_Task statement_
Read the listing below and copy out every line that holds "React".

_Supplied information_
= = = =

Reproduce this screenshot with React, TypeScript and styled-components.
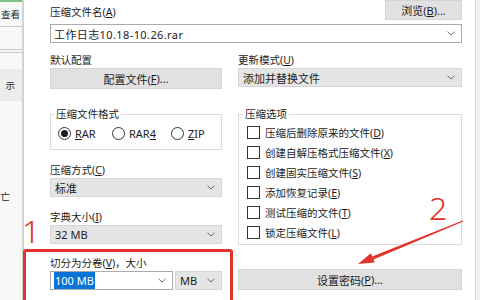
import React from 'react';
import styled, { createGlobalStyle } from 'styled-components';

const GlobalStyles = createGlobalStyle`
  html, body {
    margin: 0;
    padding: 0;
    background: #ffffff;
  }
  body {
    font-family: "Noto Sans", "Noto Sans CJK SC", sans-serif;
    color: #1c1c1c;
  }
`;

const RED = '#e2322a';

const Screen = styled.div`
  position: relative;
  display: flex;
  width: 480px;
  height: 300px;
  overflow: hidden;
  font-size: 10.5px;
`;

/* left window behind the dialog */
const SideStrip = styled.div`
  width: 22px;
  flex: none;
  display: flex;
  flex-direction: column;
  background: #f8f8f8;
  border-right: 2px solid #d2d2d2;
  overflow: hidden;
`;

const SideItem = styled.div<{ $h: number; $bg?: string; $line?: boolean; $top?: string; $pr?: number }>`
  height: ${p => p.$h}px;
  flex: none;
  display: flex;
  align-items: center;
  justify-content: flex-end;
  padding-right: ${p => p.$pr ?? 2}px;
  white-space: nowrap;
  font-size: 9.5px;
  background: ${p => p.$bg || 'transparent'};
  border-top: ${p => (p.$top ? `2px solid ${p.$top}` : 'none')};
  border-bottom: ${p => (p.$line ? '1px solid #c9c9c9' : 'none')};
`;

const RightStrip = styled.div`
  width: 4px;
  flex: none;
  background: #f0f0f0;
  border-left: 1px solid #d9d9d9;
`;

const Dialog = styled.div`
  flex: 1;
  display: flex;
  flex-direction: column;
  background: #ffffff;
  padding: 0 13px 0 26px;
`;

const TopRow = styled.div`
  height: 20px;
  display: flex;
  justify-content: space-between;
  align-items: center;
`;

const Label = styled.div<{ $pad?: number }>`
  line-height: 12px;
  height: 12px;
  padding-top: ${p => p.$pad || 0}px;
  white-space: nowrap;
`;

const Key = styled.span`
  text-decoration: underline;
  text-underline-offset: 1px;
`;

const Button = styled.div<{ $w?: number; $h?: number }>`
  width: ${p => (p.$w ? `${p.$w}px` : 'auto')};
  height: ${p => p.$h || 21}px;
  box-sizing: border-box;
  display: flex;
  align-items: center;
  justify-content: center;
  background: #e1e1e1;
  border: 1px solid #d4d4d4;
  font-size: 11px;
  white-space: nowrap;
`;

const TextBox = styled.div<{ $w?: number }>`
  width: ${p => (p.$w ? `${p.$w}px` : 'auto')};
  height: 19px;
  box-sizing: border-box;
  display: flex;
  align-items: center;
  justify-content: space-between;
  padding: 0 6px 0 3px;
  background: #ffffff;
  border: 1px solid #aaaaaa;
  font-size: 11px;
  white-space: nowrap;
`;

const FileName = styled.span`
  letter-spacing: 0.4px;
`;

const Select = styled.div<{ $grow?: boolean }>`
  flex: ${p => (p.$grow ? 1 : 'none')};
  height: 19px;
  box-sizing: border-box;
  display: flex;
  align-items: center;
  justify-content: space-between;
  padding: 0 6px 0 4px;
  background: #e5e5e5;
  border: 1px solid #d6d6d6;
  font-size: 11px;
  white-space: nowrap;
`;

const Highlight = styled.span`
  background: #0a74d6;
  color: #ffffff;
  padding: 1px 1px;
`;

const Columns = styled.div<{ $top: number }>`
  display: grid;
  grid-template-columns: 172px 224px;
  column-gap: 16px;
  margin-top: ${p => p.$top}px;
`;

const Field = styled.div<{ $top?: number }>`
  display: flex;
  flex-direction: column;
  gap: 2px;
  margin-top: ${p => p.$top || 0}px;
`;

const Stack = styled.div`
  display: flex;
  flex-direction: column;
`;

const Group = styled.fieldset<{ $pad: string }>`
  margin: 0;
  min-width: 0;
  padding: ${p => p.$pad};
  border: 1px solid #dcdcdc;
`;

const Legend = styled.legend`
  margin-left: -4px;
  padding: 0 2px;
  line-height: 12px;
  font-size: 10.5px;
`;

const RadioRow = styled.div`
  display: grid;
  grid-template-columns: 54px 59px 1fr;
  height: 13px;
`;

const Option = styled.div`
  display: flex;
  align-items: center;
  gap: 4px;
  font-size: 11px;
  white-space: nowrap;
`;

const Radio = styled.span<{ $on?: boolean }>`
  width: 13px;
  height: 13px;
  box-sizing: border-box;
  border: 1px solid #333333;
  border-radius: 50%;
  display: flex;
  align-items: center;
  justify-content: center;
  &::after {
    content: '';
    width: 7px;
    height: 7px;
    border-radius: 50%;
    background: ${p => (p.$on ? '#1c1c1c' : 'transparent')};
  }
`;

const CheckRow = styled.div`
  height: 20px;
  display: flex;
  align-items: center;
  gap: 5px;
  font-size: 10.5px;
  white-space: nowrap;
`;

const CheckBox = styled.span`
  width: 13px;
  height: 13px;
  box-sizing: border-box;
  border: 1px solid #333333;
  background: #ffffff;
  flex: none;
`;

const SizeRow = styled.div`
  display: flex;
  gap: 2px;
`;

const BottomButton = styled(Button)`
  align-self: end;
`;

/* red annotations drawn over the screenshot */
const RedFrame = styled.div`
  position: absolute;
  left: 23px;
  top: 249px;
  width: 210px;
  height: 70px;
  box-sizing: border-box;
  border: 3px solid ${RED};
  border-radius: 3px;
  pointer-events: none;
`;

const RedNumber = styled.div<{ $x: number; $y: number }>`
  position: absolute;
  left: ${p => p.$x}px;
  top: ${p => p.$y}px;
  font-family: "Noto Sans", sans-serif;
  font-weight: 300;
  font-size: 32px;
  line-height: 1;
  color: ${RED};
  pointer-events: none;
`;

const ArrowLayer = styled.svg`
  position: absolute;
  left: 0;
  top: 0;
  pointer-events: none;
`;

const Chevron = () => (
  <svg width="8" height="5" viewBox="0 0 8 5">
    <path d="M0.5 0.8 L4 4 L7.5 0.8" fill="none" stroke="#6a6a6a" strokeWidth="1" />
  </svg>
);

const options: [string, string][] = [
  ['压缩后删除原来的文件', 'D'],
  ['创建自解压格式压缩文件', 'X'],
  ['创建固实压缩文件', 'S'],
  ['添加恢复记录', 'E'],
  ['测试压缩的文件', 'T'],
  ['锁定压缩文件', 'L'],
];

function App() {
  return (
    <>
      <GlobalStyles />
      <Screen>
        <SideStrip>
          <SideItem $h={24} $line $top="#7cc08a">查看</SideItem>
          <SideItem $h={22} $line />
          <SideItem $h={2} $line />
          <SideItem $h={16} />
          <SideItem $h={32} $bg="#ececec" $pr={7}>示</SideItem>
          <SideItem $h={88} />
          <SideItem $h={14} $pr={12}>亡</SideItem>
        </SideStrip>

        <Dialog>
          <TopRow>
            <Label $pad={4}>压缩文件名(<Key>A</Key>)</Label>
            <Button $w={77} $h={20}>浏览(<Key>B</Key>)...</Button>
          </TopRow>
          <TextBox style={{ marginTop: 4 }}>
            <FileName>工作日志10.18-10.26.rar</FileName>
            <Chevron />
          </TextBox>

          <Columns $top={11}>
            <Field>
              <Label>默认配置</Label>
              <Button>配置文件(<Key>F</Key>)...</Button>
            </Field>
            <Field>
              <Label>更新模式(<Key>U</Key>)</Label>
              <Select>
                <span>添加并替换文件</span>
                <Chevron />
              </Select>
            </Field>
          </Columns>

          <Columns $top={19}>
            <Stack>
              <Group $pad="6px 7px 10px">
                <Legend>压缩文件格式</Legend>
                <RadioRow>
                  <Option><Radio $on /><span><Key>R</Key>AR</span></Option>
                  <Option><Radio /><span>RAR<Key>4</Key></span></Option>
                  <Option><Radio /><span><Key>Z</Key>IP</span></Option>
                </RadioRow>
              </Group>
              <Field $top={14}>
                <Label>压缩方式(<Key>C</Key>)</Label>
                <Select>
                  <span>标准</span>
                  <Chevron />
                </Select>
              </Field>
              <Field $top={14}>
                <Label>字典大小(<Key>I</Key>)</Label>
                <Select>
                  <span>32 MB</span>
                  <Chevron />
                </Select>
              </Field>
            </Stack>
            <Group $pad="2px 8px 2px">
              <Legend>压缩选项</Legend>
              {options.map(([text, key]) => (
                <CheckRow key={key}>
                  <CheckBox />
                  <span>{text}(<Key>{key}</Key>)</span>
                </CheckRow>
              ))}
            </Group>
          </Columns>

          <Columns $top={12}>
            <Field>
              <Label>切分为分卷(<Key>V</Key>)，大小</Label>
              <SizeRow>
                <TextBox $w={123}>
                  <Highlight>100 MB</Highlight>
                  <Chevron />
                </TextBox>
                <Select $grow>
                  <span>MB</span>
                  <Chevron />
                </Select>
              </SizeRow>
            </Field>
            <BottomButton>设置密码(<Key>P</Key>)...</BottomButton>
          </Columns>
        </Dialog>

        <RightStrip />

        <RedFrame />
        <RedNumber $x={22} $y={215}>1</RedNumber>
        <RedNumber $x={429} $y={192}>2</RedNumber>
        <ArrowLayer width="480" height="300" viewBox="0 0 480 300">
          <polygon points="463.3,221.6 373.4,259.4 372.2,256.4 462.7,220.4" fill={RED} />
          <polygon points="358,264 374.7,262.5 370.9,253.3" fill={RED} />
        </ArrowLayer>
      </Screen>
    </>
  );
}

export default App;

= = = =

_Answer below_
Reproduce this screenshot with React, TypeScript and styled-components.
import React from 'react';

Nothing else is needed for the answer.